= EXERCISE OBJECTIVE =
Find the word "this" in the material below and gather every line that contains it.
* * *
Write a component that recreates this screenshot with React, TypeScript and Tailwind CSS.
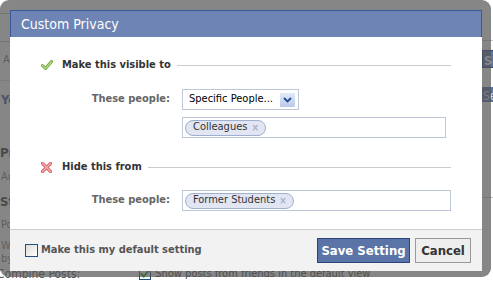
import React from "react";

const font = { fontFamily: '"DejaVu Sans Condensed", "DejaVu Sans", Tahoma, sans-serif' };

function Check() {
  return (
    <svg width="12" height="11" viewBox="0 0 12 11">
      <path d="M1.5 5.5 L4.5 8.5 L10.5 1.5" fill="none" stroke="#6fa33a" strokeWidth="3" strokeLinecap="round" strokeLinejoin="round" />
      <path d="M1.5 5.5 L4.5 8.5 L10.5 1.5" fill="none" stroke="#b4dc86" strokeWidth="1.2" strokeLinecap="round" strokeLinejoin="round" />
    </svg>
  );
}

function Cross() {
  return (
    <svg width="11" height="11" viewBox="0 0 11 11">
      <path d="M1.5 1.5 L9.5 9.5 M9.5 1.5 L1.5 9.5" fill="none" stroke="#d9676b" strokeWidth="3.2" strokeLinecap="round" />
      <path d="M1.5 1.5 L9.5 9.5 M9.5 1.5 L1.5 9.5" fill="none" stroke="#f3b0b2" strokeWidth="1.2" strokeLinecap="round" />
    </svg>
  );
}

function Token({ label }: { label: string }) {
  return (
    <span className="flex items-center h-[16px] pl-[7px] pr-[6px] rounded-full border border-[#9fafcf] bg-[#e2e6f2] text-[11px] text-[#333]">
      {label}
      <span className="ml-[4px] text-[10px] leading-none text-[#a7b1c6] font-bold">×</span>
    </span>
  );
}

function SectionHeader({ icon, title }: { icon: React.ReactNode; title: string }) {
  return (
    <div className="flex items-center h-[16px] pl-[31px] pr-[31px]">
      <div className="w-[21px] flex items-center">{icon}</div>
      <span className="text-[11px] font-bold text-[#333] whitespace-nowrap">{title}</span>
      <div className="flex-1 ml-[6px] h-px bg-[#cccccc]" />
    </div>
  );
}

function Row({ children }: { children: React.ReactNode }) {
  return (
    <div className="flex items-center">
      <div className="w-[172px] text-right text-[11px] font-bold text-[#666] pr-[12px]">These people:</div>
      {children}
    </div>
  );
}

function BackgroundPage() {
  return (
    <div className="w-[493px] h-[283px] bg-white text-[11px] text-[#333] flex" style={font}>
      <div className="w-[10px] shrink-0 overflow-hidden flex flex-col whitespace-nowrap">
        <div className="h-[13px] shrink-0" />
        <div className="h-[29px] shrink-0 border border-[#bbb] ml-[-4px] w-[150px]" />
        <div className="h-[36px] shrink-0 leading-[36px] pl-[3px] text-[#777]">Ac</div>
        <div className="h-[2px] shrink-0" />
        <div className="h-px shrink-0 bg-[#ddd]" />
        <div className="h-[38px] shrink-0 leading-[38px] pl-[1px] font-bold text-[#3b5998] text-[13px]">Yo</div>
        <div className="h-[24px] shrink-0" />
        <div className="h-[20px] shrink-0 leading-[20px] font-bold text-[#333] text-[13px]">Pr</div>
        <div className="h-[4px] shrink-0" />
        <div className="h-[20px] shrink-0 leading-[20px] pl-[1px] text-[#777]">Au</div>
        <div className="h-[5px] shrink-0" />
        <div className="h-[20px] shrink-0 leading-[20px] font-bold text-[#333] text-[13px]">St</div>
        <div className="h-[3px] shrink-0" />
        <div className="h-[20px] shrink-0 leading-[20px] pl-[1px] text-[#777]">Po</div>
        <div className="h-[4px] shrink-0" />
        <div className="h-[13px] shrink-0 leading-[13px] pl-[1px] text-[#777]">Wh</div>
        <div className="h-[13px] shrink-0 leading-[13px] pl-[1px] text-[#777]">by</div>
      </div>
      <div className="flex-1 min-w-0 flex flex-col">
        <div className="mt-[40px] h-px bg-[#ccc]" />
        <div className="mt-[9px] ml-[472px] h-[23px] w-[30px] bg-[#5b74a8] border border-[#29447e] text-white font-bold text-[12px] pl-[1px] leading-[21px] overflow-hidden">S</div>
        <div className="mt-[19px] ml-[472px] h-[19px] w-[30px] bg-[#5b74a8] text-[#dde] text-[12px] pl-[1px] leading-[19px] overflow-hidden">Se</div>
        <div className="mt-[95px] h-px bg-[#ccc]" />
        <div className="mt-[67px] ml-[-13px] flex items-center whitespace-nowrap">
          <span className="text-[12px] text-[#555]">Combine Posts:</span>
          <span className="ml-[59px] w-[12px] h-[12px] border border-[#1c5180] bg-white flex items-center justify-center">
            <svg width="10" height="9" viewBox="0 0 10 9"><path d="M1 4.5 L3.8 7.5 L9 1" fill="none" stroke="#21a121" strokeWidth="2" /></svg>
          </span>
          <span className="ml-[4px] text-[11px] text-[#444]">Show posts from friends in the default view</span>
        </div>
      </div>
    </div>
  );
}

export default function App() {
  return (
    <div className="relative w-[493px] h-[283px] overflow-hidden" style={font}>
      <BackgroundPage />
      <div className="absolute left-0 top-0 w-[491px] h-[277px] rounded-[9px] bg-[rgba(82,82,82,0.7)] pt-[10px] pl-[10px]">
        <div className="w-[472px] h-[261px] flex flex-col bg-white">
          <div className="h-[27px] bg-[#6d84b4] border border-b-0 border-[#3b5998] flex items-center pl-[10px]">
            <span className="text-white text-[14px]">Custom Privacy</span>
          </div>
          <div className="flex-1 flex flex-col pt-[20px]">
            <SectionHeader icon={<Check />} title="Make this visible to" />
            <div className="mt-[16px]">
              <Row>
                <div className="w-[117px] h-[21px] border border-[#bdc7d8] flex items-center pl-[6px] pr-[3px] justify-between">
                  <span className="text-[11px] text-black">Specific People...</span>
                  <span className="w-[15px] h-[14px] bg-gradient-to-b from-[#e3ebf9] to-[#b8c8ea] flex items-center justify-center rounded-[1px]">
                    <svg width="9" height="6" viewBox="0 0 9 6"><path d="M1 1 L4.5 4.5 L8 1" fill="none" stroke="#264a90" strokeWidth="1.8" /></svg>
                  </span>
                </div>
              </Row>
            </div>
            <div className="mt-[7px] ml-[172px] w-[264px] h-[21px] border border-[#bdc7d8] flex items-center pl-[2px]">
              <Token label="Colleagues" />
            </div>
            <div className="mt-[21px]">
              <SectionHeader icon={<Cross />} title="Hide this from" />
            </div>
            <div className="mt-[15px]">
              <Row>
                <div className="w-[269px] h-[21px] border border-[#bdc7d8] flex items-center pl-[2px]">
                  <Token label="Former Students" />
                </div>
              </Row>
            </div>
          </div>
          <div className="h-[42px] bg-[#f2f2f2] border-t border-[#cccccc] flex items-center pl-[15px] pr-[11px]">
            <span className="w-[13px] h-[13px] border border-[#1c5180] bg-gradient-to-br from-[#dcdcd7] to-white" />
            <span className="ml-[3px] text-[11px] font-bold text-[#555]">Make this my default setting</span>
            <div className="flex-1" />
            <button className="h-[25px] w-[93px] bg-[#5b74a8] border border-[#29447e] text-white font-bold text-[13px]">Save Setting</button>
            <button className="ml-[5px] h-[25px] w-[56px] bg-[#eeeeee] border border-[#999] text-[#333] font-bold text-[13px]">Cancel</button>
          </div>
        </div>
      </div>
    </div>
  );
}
* * *
= WRITTEN SOLUTION =
Write a component that recreates this screenshot with React, TypeScript and Tailwind CSS.
            <SectionHeader icon={<Check />} title="Make this visible to" />
              <SectionHeader icon={<Cross />} title="Hide this from" />
            <span className="ml-[3px] text-[11px] font-bold text-[#555]">Make this my default setting</span>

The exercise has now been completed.